Conclusion and Recommendations
Overall, the impact of homelessness on children has become clear through decades of study. While poverty alone creates health, developmental, behavioral, and educational problems for children, homelessness compounds these problems by adding additional stress and instability to children's lives.
The good news is that children who experience homelessness can rebound fully from these challenges with a return to stable and permanent housing. Rafferty's 2008 study showed that declines in educational achievement among homeless children did not continue upon their return to permanent housing. At the follow up interview, these formerly-homeless families were just as stable as families that had been consistently housed. It is important to note, however, that most homeless families in the study received permanently-affordable housing. They did not leave shelter on their own or receive a time-limited subsidy like the City of New York's flawed Advantage program.
Following this wealth of research and particularly in response to the record numbers of homeless children currently in shelter, the Coalition for the Homeless calls on Mayor Bloomberg to change course from his current homeless policy. In 2005, his administration cut off homeless families from receiving priority for federal housing assistance, including public housing and Section 8 vouchers. As a result, homeless families' access to these resources has been severely limited. In fiscal year 2010, homeless families received only 2 percent of 5,500 available public housing apartments and only 3 percent of 7,500 Section 8 vouchers.
Since 2005, the City has experimented with time-limited rental subsidies that do not provide permanent housing critical to stabilizing homeless girls and boys. Instead, they have created a revolving door back to shelter for thousands of formerly-homeless families. And it remains unknown what effects multiple episodes of homelessness have on children's educational and health outcomes.
Coalition for the Homeless calls on Mayor Bloomberg and other City officials to reverse course from current disastrous policies and enact the following:
1. Immediately begin to use "one in three" available public housing apartments and Federal housing vouchers to help homeless families and individuals move from shelters to permanent housing.
• This can be swiftly accomplished by using the existing priority system for both the New York City Housing Authority (NYCHA) public housing and voucher waiting lists, which makes households referred by the NYC Department of Homeless Services the highest priority applicants.
• In addition, NYCHA should act to restore the separate "emergency priority" for all homeless households that was reduced in 2005.
2. In coming years, the City should set aside a significant percentage of City-assisted apartments - apartments created or preserved by the NYC Department of Housing Preservation and Development (HPD) - for homeless families and individuals.

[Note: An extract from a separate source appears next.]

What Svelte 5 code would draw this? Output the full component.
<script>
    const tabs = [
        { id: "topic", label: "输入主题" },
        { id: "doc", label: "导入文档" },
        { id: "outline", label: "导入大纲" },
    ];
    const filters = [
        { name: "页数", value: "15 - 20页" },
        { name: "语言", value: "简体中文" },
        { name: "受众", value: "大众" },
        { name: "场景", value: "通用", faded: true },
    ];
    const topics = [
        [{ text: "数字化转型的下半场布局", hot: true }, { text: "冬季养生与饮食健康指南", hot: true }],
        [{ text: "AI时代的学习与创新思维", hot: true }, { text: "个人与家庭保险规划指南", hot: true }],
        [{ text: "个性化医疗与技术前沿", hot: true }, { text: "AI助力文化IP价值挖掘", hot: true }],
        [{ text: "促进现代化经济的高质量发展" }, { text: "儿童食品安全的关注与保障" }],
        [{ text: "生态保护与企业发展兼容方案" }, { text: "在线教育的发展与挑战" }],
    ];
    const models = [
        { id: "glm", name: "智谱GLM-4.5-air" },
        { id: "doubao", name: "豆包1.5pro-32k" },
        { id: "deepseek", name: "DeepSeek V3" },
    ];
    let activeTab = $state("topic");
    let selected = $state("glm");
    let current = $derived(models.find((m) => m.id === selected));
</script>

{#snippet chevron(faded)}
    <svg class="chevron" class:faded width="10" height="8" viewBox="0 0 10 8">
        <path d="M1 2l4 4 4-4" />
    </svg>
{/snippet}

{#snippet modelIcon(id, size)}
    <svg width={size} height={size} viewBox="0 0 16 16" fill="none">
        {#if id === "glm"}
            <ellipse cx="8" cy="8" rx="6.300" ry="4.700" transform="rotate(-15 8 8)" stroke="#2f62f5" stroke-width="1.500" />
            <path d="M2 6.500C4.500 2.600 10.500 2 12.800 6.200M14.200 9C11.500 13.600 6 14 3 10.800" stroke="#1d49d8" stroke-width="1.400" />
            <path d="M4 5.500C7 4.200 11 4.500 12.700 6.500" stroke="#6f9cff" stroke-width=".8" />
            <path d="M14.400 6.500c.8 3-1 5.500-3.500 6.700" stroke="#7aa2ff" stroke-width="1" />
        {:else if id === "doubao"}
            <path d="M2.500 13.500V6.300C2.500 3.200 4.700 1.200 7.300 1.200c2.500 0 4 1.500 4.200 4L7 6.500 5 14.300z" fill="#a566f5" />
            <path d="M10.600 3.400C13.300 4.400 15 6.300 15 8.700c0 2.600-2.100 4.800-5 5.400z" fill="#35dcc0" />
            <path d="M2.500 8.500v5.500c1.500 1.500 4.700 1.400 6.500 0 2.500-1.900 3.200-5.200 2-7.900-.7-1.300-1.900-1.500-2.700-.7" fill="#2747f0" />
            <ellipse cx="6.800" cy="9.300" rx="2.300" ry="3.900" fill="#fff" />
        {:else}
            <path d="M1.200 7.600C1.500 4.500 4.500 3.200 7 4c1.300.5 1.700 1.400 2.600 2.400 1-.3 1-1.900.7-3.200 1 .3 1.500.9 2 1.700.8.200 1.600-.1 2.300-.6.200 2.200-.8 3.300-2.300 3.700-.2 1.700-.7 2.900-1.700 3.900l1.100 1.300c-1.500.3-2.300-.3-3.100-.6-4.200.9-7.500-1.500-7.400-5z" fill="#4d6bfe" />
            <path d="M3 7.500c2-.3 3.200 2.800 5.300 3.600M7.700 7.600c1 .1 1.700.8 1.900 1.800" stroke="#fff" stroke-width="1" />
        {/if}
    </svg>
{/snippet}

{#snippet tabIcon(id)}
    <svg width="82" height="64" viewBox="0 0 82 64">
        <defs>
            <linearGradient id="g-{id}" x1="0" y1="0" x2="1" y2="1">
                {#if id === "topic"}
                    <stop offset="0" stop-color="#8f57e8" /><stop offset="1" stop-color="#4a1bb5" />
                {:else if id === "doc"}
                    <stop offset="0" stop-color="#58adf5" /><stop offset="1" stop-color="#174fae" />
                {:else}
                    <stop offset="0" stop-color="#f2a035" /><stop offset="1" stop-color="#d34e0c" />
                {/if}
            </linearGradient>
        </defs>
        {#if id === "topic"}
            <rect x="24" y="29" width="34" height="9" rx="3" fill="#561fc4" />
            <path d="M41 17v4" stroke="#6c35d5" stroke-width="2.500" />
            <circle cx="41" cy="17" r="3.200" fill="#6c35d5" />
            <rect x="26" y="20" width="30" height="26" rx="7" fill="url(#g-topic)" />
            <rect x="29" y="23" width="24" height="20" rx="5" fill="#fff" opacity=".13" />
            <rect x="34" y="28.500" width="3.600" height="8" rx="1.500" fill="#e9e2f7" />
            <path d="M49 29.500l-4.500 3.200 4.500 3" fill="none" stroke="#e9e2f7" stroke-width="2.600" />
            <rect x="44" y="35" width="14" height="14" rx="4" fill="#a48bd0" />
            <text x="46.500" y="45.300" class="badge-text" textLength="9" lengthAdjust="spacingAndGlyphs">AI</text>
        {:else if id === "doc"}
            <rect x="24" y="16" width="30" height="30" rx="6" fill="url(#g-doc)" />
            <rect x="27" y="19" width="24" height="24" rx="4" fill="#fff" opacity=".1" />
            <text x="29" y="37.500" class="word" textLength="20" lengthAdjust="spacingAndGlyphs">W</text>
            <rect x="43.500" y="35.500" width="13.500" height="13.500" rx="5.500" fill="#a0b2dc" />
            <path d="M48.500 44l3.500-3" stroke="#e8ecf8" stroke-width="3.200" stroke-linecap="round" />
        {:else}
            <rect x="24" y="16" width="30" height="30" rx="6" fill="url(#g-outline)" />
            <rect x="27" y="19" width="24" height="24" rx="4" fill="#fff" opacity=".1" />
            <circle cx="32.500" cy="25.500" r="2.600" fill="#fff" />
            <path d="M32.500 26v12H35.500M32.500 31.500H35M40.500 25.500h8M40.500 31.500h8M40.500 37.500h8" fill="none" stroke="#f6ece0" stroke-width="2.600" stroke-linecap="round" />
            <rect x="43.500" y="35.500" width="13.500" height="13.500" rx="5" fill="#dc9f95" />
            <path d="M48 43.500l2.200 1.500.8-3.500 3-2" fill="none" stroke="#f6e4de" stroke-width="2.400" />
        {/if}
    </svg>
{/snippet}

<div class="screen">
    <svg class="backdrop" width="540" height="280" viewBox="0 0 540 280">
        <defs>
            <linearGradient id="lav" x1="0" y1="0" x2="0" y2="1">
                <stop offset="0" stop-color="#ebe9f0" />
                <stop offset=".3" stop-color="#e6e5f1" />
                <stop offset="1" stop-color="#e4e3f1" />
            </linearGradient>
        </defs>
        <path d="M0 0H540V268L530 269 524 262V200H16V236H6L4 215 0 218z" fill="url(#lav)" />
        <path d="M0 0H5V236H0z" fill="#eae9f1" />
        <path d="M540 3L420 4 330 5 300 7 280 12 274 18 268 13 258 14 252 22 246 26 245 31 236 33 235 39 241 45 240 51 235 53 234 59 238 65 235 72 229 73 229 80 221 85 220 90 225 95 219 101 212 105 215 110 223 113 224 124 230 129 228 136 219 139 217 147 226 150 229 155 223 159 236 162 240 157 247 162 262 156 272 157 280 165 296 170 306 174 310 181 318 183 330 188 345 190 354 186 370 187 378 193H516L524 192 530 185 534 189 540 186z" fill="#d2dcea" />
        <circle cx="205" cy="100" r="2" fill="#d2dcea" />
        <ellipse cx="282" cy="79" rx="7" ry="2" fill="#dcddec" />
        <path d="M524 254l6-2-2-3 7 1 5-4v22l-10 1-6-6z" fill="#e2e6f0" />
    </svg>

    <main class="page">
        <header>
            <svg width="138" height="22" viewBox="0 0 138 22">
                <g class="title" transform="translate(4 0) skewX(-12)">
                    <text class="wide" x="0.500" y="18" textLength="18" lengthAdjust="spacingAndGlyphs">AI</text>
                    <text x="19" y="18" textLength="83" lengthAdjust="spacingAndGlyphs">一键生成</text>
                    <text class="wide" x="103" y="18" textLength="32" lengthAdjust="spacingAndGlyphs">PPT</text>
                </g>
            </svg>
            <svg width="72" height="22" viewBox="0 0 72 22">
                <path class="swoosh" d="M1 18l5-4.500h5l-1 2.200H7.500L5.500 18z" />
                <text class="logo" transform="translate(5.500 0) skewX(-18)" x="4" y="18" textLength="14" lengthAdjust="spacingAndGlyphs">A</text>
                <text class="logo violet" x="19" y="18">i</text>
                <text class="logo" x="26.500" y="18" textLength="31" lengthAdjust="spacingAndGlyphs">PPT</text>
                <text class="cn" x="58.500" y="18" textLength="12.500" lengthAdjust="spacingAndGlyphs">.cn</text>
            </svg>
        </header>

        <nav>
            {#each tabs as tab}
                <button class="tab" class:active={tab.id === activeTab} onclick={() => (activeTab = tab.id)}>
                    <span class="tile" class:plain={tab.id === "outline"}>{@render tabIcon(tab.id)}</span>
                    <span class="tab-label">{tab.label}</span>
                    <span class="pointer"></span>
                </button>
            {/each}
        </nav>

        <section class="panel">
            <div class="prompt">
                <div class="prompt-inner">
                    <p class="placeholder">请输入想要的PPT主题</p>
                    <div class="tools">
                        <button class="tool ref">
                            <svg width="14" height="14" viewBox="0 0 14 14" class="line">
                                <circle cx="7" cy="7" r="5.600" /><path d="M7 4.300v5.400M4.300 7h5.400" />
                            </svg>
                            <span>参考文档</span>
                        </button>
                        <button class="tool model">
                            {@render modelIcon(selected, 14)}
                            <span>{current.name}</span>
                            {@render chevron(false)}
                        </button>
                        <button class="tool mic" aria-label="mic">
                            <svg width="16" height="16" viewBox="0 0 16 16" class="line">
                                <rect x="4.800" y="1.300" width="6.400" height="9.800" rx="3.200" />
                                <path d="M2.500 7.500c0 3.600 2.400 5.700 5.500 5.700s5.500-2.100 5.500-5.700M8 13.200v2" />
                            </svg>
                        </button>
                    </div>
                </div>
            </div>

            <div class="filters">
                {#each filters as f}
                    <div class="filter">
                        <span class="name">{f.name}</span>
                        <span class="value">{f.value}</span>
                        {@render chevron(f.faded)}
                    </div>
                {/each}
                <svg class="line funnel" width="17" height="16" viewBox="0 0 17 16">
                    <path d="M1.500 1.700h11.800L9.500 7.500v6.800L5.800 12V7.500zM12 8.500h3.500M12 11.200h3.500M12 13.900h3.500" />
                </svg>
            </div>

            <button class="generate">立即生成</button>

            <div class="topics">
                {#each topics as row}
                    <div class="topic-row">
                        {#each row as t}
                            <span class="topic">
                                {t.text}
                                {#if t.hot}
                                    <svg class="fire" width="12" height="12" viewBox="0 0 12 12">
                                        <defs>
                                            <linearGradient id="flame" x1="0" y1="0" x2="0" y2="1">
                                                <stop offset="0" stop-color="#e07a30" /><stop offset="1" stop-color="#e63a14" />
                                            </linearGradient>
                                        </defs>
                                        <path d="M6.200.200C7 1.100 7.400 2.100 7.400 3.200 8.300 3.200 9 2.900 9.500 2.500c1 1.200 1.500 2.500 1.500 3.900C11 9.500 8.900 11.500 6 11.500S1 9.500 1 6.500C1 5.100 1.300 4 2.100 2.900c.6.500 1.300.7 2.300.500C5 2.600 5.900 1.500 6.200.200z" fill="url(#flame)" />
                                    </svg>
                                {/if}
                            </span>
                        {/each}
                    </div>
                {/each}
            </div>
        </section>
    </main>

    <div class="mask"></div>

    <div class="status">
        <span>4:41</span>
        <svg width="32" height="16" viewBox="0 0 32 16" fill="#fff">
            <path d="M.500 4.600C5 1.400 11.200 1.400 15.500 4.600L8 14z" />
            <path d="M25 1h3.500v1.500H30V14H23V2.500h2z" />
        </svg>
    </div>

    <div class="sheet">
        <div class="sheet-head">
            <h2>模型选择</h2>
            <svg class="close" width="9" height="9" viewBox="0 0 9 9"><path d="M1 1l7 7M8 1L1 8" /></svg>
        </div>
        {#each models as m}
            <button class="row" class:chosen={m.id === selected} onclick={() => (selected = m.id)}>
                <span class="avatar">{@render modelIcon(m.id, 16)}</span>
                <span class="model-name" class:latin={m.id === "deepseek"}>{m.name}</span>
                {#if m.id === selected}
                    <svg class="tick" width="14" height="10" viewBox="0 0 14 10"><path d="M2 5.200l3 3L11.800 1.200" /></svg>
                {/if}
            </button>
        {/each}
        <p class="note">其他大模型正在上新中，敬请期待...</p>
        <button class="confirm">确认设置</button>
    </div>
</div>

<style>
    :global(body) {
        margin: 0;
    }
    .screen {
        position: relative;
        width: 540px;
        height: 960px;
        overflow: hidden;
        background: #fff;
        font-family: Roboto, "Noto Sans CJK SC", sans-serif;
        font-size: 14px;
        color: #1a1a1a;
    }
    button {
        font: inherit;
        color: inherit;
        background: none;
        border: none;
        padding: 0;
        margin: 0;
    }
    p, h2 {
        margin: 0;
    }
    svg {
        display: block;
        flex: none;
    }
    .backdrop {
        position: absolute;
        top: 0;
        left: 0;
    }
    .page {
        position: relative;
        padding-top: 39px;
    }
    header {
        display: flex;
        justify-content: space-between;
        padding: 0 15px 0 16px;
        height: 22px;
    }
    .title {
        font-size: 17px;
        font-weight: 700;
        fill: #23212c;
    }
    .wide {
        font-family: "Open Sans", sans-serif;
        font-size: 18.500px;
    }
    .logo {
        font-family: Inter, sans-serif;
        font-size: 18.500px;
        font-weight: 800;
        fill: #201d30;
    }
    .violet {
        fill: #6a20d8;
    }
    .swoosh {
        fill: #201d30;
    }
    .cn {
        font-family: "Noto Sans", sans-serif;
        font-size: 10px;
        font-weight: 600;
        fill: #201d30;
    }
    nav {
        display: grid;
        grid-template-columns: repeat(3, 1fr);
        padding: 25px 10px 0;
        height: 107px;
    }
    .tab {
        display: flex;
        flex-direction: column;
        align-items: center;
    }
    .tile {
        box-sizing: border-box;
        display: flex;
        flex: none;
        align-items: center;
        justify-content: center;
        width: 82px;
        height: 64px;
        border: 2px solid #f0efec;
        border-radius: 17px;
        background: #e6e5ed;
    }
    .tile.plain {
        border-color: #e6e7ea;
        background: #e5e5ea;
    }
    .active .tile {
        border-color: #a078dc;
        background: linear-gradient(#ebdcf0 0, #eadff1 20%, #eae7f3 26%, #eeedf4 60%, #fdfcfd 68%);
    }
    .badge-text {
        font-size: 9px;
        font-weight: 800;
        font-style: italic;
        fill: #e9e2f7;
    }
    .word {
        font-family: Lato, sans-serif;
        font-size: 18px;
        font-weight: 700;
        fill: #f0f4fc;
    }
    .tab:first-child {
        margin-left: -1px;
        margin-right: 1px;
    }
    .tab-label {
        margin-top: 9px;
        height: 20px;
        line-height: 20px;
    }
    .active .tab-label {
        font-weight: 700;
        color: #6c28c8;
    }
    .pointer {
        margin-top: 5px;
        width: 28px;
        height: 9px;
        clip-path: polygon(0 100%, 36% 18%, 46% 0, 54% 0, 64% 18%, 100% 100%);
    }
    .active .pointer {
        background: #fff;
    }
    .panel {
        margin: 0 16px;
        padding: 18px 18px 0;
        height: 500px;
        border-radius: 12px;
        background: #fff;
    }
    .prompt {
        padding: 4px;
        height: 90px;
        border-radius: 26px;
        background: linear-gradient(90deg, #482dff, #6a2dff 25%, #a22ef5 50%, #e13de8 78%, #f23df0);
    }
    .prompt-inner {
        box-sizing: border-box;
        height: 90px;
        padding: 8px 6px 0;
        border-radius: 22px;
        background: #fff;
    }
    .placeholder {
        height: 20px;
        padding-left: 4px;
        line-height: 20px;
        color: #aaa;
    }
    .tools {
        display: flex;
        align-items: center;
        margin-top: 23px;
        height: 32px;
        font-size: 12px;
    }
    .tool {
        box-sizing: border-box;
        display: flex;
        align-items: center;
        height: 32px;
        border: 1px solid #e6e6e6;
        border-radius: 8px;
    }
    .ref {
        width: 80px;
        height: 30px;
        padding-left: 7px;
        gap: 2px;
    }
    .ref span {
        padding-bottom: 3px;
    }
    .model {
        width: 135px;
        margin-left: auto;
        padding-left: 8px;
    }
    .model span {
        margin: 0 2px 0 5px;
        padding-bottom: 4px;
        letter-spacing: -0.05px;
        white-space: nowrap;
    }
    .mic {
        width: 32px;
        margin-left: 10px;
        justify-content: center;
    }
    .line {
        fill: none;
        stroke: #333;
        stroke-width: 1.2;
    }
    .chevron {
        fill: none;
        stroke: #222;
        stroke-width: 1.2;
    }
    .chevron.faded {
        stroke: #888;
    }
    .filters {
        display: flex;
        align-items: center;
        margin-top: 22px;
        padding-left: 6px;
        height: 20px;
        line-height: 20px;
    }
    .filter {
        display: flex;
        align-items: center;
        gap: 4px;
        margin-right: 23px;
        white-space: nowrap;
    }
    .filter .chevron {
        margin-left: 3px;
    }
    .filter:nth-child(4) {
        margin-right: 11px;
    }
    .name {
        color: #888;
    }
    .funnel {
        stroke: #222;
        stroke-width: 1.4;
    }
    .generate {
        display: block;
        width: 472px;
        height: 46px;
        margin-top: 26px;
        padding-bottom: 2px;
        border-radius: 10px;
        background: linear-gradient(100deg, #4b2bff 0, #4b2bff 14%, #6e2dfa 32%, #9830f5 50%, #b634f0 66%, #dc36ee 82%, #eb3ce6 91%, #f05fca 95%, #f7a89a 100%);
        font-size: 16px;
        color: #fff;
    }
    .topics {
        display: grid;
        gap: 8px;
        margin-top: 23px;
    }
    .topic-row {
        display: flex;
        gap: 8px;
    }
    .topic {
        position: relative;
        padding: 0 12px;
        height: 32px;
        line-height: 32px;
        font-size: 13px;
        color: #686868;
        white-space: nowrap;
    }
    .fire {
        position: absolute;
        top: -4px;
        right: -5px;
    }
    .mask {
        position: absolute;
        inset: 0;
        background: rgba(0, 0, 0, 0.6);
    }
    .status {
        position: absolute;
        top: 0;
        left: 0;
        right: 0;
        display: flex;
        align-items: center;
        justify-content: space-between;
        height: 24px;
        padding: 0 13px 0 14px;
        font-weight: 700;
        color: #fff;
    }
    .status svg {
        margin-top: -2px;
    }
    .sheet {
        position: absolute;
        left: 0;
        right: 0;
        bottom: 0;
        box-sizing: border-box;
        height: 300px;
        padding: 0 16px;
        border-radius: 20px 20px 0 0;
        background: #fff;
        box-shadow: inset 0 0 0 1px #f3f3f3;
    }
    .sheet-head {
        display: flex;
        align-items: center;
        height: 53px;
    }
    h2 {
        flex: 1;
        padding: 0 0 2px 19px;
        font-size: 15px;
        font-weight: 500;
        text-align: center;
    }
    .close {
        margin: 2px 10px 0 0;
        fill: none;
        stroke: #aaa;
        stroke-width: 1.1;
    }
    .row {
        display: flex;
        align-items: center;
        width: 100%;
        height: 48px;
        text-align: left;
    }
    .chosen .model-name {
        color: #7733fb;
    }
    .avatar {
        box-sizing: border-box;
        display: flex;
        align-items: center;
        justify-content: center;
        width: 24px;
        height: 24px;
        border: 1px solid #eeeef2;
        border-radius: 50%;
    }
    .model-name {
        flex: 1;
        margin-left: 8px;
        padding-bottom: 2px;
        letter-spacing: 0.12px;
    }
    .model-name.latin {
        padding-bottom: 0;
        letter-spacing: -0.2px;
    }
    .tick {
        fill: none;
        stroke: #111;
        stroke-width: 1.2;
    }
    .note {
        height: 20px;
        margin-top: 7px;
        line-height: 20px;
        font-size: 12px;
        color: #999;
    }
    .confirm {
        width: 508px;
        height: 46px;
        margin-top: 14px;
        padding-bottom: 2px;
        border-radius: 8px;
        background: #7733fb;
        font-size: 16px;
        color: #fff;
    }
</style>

• This policy would build on the success of Mayor Koch's ten-year "Housing New York" program which allocated 15,000 affordable apartments - 10 percent of all housing units created or preserved under the program - for homeless New Yorkers.
• Currently Mayor Bloomberg's "New Housing Marketplace" plan allocates only around 4 percent of all City-assisted apartments to homeless people, even at a time of much worse homelessness.
• The City should also allocate a significant share of HPD-administered Federal housing vouchers to help homeless New Yorkers.
1Rafferty, Y. Shinn, M. The Impact of Homelessness on Children. (1991). American Psychologist, Vol. 46, No. 11.
2Rafferty, Y. Shinn, M. Weitzman, B. Academic achievement among formerly homeless adolescents and their continuously housed peers. (2004). Journal of School Psychology 42.
3Buckner, J. Understanding the impact of homelessness on children. (2008). American Behavioral Scientist, Vol. 51, No. 6
4Cowal, K. Shinn, M. Weitzman, B. et al. (2002). Mother-child separations among homeless and housed families receiving public assistance in New York City. American Journal of Community Psychology, Vol. 30, No. 5.